» **DATA SECTION**

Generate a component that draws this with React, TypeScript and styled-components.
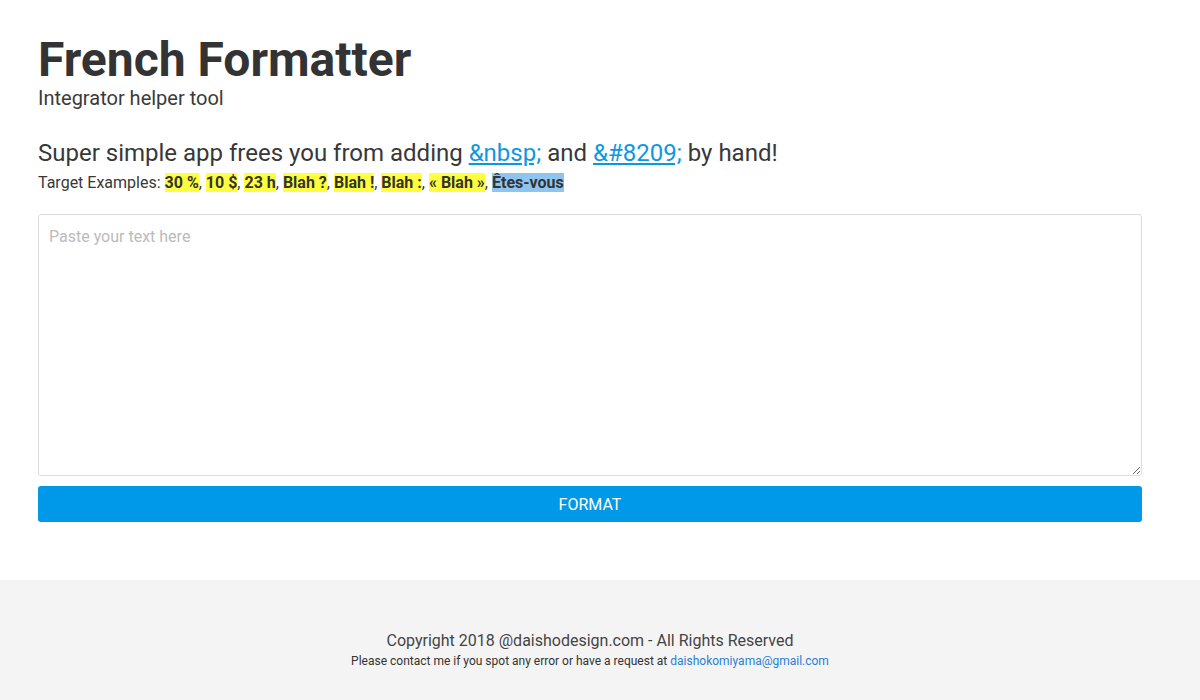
import React from "react";
import styled, { createGlobalStyle } from "styled-components";

const Global = createGlobalStyle`
  html, body { margin: 0; padding: 0; background: #fff; }
  body { font-family: Roboto, "Liberation Sans", sans-serif; color: #333; }
  * { box-sizing: border-box; }
`;

const Page = styled.div`
  display: flex;
  flex-direction: column;
  min-height: 700px;
`;

const Main = styled.main`
  width: 1104px;
  margin-left: 38px;
  padding-top: 34px;
  padding-bottom: 58px;
`;

const Title = styled.h1`
  margin: 0;
  font-size: 48px;
  line-height: 52px;
  font-weight: 700;
  color: #333;
`;

const Subtitle = styled.p`
  margin: 0;
  font-size: 20px;
  line-height: 24px;
  color: #3a3a3a;
`;

const Lead = styled.p`
  margin: 28px 0 0;
  font-size: 24px;
  line-height: 30px;
  color: #383838;
`;

const Link = styled.a`
  color: #0d97e2;
  text-decoration: underline;
`;

const Examples = styled.p`
  margin: 5px 0 0;
  font-size: 16px;
  line-height: 20px;
  color: #383838;
`;

const Mark = styled.strong<{ $blue?: boolean }>`
  font-weight: 700;
  background: ${(p) => (p.$blue ? "#8ec5ee" : "#ffff3f")};
  color: #333;
`;

const TextArea = styled.textarea`
  display: block;
  width: 100%;
  height: 262px;
  margin-top: 21px;
  padding: 12px 10px;
  border: 1px solid #ddd;
  border-radius: 3px;
  font-family: Roboto, "Liberation Sans", sans-serif;
  font-size: 16px;
  color: #333;
  resize: vertical;
  outline: none;
  &::placeholder { color: #bbb; }
`;

const Button = styled.button`
  display: block;
  width: 100%;
  height: 36px;
  margin-top: 10px;
  border: none;
  border-radius: 3px;
  background: #0098e9;
  color: #fff;
  font-family: Roboto, "Liberation Sans", sans-serif;
  font-size: 16px;
  cursor: pointer;
`;

const Footer = styled.footer`
  flex: 1;
  background: #f4f4f4;
  display: flex;
  flex-direction: column;
  align-items: center;
  padding: 51px 20px 0 0;
`;

const Copy = styled.p`
  margin: 0;
  font-size: 16px;
  line-height: 20px;
  color: #444;
`;

const Contact = styled.p`
  margin: 1px 0 0;
  font-size: 12px;
  line-height: 18px;
  color: #333;
`;

const MailLink = styled.a`
  color: #2a7fd4;
  text-decoration: none;
`;

export default function App() {
  return (
    <Page>
      <Global />
      <Main>
        <Title>French Formatter</Title>
        <Subtitle>Integrator helper tool</Subtitle>
        <Lead>
          Super simple app frees you from adding <Link href="#">&amp;nbsp;</Link> and{" "}
          <Link href="#">&amp;#8209;</Link> by hand!
        </Lead>
        <Examples>
          Target Examples: <Mark>30&nbsp;%</Mark>, <Mark>10&nbsp;$</Mark>, <Mark>23&nbsp;h</Mark>,{" "}
          <Mark>Blah&nbsp;?</Mark>, <Mark>Blah&nbsp;!</Mark>, <Mark>Blah&nbsp;:</Mark>,{" "}
          <Mark>«&nbsp;Blah&nbsp;»</Mark>, <Mark $blue>Êtes‑vous</Mark>
        </Examples>
        <TextArea placeholder="Paste your text here" />
        <Button>FORMAT</Button>
      </Main>
      <Footer>
        <Copy>Copyright 2018 @daishodesign.com - All Rights Reserved</Copy>
        <Contact>
          Please contact me if you spot any error or have a request at{" "}
          <MailLink href="#">daishokomiyama@gmail.com</MailLink>
        </Contact>
      </Footer>
    </Page>
  );
}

» **AIM**
Keep the pictures out of the copy and write out the data exactly as it stands.

» **EXERCISE RESULT**
Generate a component that draws this with React, TypeScript and styled-components.
import React from "react";
import styled, { createGlobalStyle } from "styled-components";

const Global = createGlobalStyle`
  html, body { margin: 0; padding: 0; background: #fff; }
  body { font-family: Roboto, "Liberation Sans", sans-serif; color: #333; }
  * { box-sizing: border-box; }
`;

const Page = styled.div`
  display: flex;
  flex-direction: column;
  min-height: 700px;
`;

const Main = styled.main`
  width: 1104px;
  margin-left: 38px;
  padding-top: 34px;
  padding-bottom: 58px;
`;

const Title = styled.h1`
  margin: 0;
  font-size: 48px;
  line-height: 52px;
  font-weight: 700;
  color: #333;
`;

const Subtitle = styled.p`
  margin: 0;
  font-size: 20px;
  line-height: 24px;
  color: #3a3a3a;
`;

const Lead = styled.p`
  margin: 28px 0 0;
  font-size: 24px;
  line-height: 30px;
  color: #383838;
`;

const Link = styled.a`
  color: #0d97e2;
  text-decoration: underline;
`;

const Examples = styled.p`
  margin: 5px 0 0;
  font-size: 16px;
  line-height: 20px;
  color: #383838;
`;

const Mark = styled.strong<{ $blue?: boolean }>`
  font-weight: 700;
  background: ${(p) => (p.$blue ? "#8ec5ee" : "#ffff3f")};
  color: #333;
`;

const TextArea = styled.textarea`
  display: block;
  width: 100%;
  height: 262px;
  margin-top: 21px;
  padding: 12px 10px;
  border: 1px solid #ddd;
  border-radius: 3px;
  font-family: Roboto, "Liberation Sans", sans-serif;
  font-size: 16px;
  color: #333;
  resize: vertical;
  outline: none;
  &::placeholder { color: #bbb; }
`;

const Button = styled.button`
  display: block;
  width: 100%;
  height: 36px;
  margin-top: 10px;
  border: none;
  border-radius: 3px;
  background: #0098e9;
  color: #fff;
  font-family: Roboto, "Liberation Sans", sans-serif;
  font-size: 16px;
  cursor: pointer;
`;

const Footer = styled.footer`
  flex: 1;
  background: #f4f4f4;
  display: flex;
  flex-direction: column;
  align-items: center;
  padding: 51px 20px 0 0;
`;

const Copy = styled.p`
  margin: 0;
  font-size: 16px;
  line-height: 20px;
  color: #444;
`;

const Contact = styled.p`
  margin: 1px 0 0;
  font-size: 12px;
  line-height: 18px;
  color: #333;
`;

const MailLink = styled.a`
  color: #2a7fd4;
  text-decoration: none;
`;

export default function App() {
  return (
    <Page>
      <Global />
      <Main>
        <Title>French Formatter</Title>
        <Subtitle>Integrator helper tool</Subtitle>
        <Lead>
          Super simple app frees you from adding <Link href="#">&amp;nbsp;</Link> and{" "}
          <Link href="#">&amp;#8209;</Link> by hand!
        </Lead>
        <Examples>
          Target Examples: <Mark>30&nbsp;%</Mark>, <Mark>10&nbsp;$</Mark>, <Mark>23&nbsp;h</Mark>,{" "}
          <Mark>Blah&nbsp;?</Mark>, <Mark>Blah&nbsp;!</Mark>, <Mark>Blah&nbsp;:</Mark>,{" "}
          <Mark>«&nbsp;Blah&nbsp;»</Mark>, <Mark $blue>Êtes‑vous</Mark>
        </Examples>
        <TextArea placeholder="Paste your text here" />
        <Button>FORMAT</Button>
      </Main>
      <Footer>
        <Copy>Copyright 2018 @daishodesign.com - All Rights Reserved</Copy>
        <Contact>
          Please contact me if you spot any error or have a request at{" "}
          <MailLink href="#">daishokomiyama@gmail.com</MailLink>
        </Contact>
      </Footer>
    </Page>
  );
}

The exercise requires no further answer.